#### Work instructions
Filter the entries below, keeping every line that has the word "React".

#### Dataset extract
## Start

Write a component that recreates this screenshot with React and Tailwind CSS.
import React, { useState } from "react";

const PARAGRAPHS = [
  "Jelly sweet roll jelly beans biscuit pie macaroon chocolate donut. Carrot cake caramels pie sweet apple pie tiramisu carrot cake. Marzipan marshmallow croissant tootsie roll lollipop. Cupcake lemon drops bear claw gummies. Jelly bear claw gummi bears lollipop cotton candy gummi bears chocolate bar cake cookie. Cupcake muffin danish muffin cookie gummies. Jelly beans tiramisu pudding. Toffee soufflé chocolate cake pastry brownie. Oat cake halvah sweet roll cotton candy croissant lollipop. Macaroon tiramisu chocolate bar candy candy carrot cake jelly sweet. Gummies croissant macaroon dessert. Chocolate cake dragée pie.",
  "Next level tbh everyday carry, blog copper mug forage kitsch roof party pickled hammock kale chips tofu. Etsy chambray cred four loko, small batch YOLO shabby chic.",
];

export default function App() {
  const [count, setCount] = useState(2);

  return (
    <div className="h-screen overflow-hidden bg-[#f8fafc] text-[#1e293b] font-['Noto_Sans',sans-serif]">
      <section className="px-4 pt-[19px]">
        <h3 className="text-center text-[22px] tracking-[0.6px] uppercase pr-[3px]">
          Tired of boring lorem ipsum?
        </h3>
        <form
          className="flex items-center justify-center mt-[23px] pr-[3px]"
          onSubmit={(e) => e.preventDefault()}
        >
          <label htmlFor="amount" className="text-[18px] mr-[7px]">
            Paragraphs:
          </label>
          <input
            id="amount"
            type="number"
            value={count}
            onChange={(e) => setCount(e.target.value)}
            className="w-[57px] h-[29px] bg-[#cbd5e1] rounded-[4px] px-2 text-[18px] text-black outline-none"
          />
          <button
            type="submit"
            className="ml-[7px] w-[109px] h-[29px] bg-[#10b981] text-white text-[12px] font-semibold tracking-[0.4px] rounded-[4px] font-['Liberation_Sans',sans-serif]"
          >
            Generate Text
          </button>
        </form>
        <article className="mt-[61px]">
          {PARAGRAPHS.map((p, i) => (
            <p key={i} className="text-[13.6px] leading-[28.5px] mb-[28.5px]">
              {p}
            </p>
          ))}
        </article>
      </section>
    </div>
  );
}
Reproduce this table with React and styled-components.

## End

#### Response to this exercise
Write a component that recreates this screenshot with React and Tailwind CSS.
import React, { useState } from "react";
Reproduce this table with React and styled-components.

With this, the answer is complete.